On the narration however, Rebecca Cook is fantastic, and does a great job on all the voices, male and female. Initially when I was listening, I thought the book was narrated by Katey Sagal, and prompted myself to check, Needless to say I'd recommend her narration to anyone, and will definitely be looking for more books narrated by her.
Another note on the story, the summary describes the trio of hunters as "Three lovers". This is accurate, but in all honesty was a little off-putting to my male preconceptions. When I see the term "lovers" in the book summary I immediately think of books that usually feature unarmed, topless, buff, beefcake dudes on the cover (as opposed to the Conan-type books with armed, topless, buff, beefcake dudes on the cover). Anyhow, yes they are lovers, but any of you males like myself who may think, 'oh gee, this is going to be full of steamy romance etc", be advised that this is not the case. Yes there is some adult material, but not too much, and actually not between the "lovers".
All these notes out of the way, what did I think of the story? Loved it. Every so often I read a book that doesn't seem to be treading the same safe territory with concepts and mythology, and manages to inject a lot of new slants to things, and you feel like you have someone describing a unique vision of a world. It is a great feeling when you come across one of these. I felt this book met that in spades. The characters are well written, and a lot of the interplay between them is fantastic. I also like that the "baddies" weren't really one dimensional, or "demonised" for want of a better term, and everything was a straight black and white.
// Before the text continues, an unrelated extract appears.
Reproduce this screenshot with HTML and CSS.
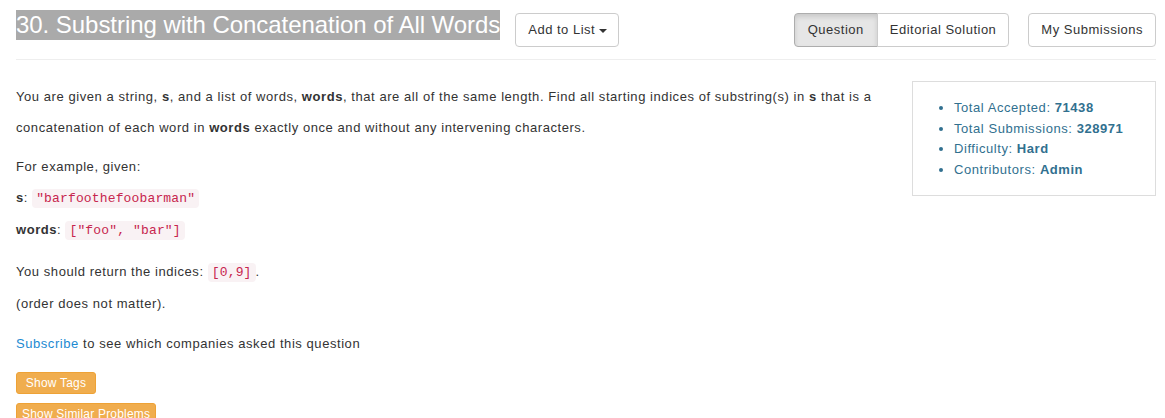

It isn't like a lot of books where the author makes you hate them, and then perpetually drags out their existence and tormenting of people in the book to the point where you want them to just get it over. They are all dealt with fairly, and quickly. And in at least one case for me, you may actually start to like them.
I received this audiobook in exchange for a honest review.
Terry Maggert can really write! This paranormal thriller was anything but your typical vampire/werewolf story - it has a unique brand of immortal beings that are creepy and refreshing! The story was fast-paced and kept things exciting throughout. Mr. Maggert tells a gripping, imaginative and well told story. Four stars.
The narrator of this story read well and was really enjoyable to listen to. Four stars for narration.
I loved the entire storyline! The characters were really well developed! This was a great story and i can't wait to get into the seond one.
I loved Lisa there was just something about her that pulled me in.
All of my reviews are on my blog audiobookreviewer dot com
The Forest Bull is a fantasy through and through, hooked me with the first hour, a good thing. Highly developed protagonist characters, being that there was three to develop, Maggert didn't waste time with the inconsequential information that I didn't really need to know. They were a different kind of killing family, patriarchal, with the leading man, Ring, caring and protecting his two women, which added a very interesting dynamic to the story. Maggert showed skill in being able to write from the male perspective while keeping the female characters very equal in interest. They belong to a secret society that hunt immortals, that seemed very, well, vampire crossed with the creature from Species and very tough and hard to kill. If you caught the hint, there are several sexual situations throughout, but far from erotica and tastefully done. I am so glad I took a chance and was exposed to the world that Maggert created, I will be keeping my ears ope for more powerfully written audiobooks.
Audiobook provided for review by the author.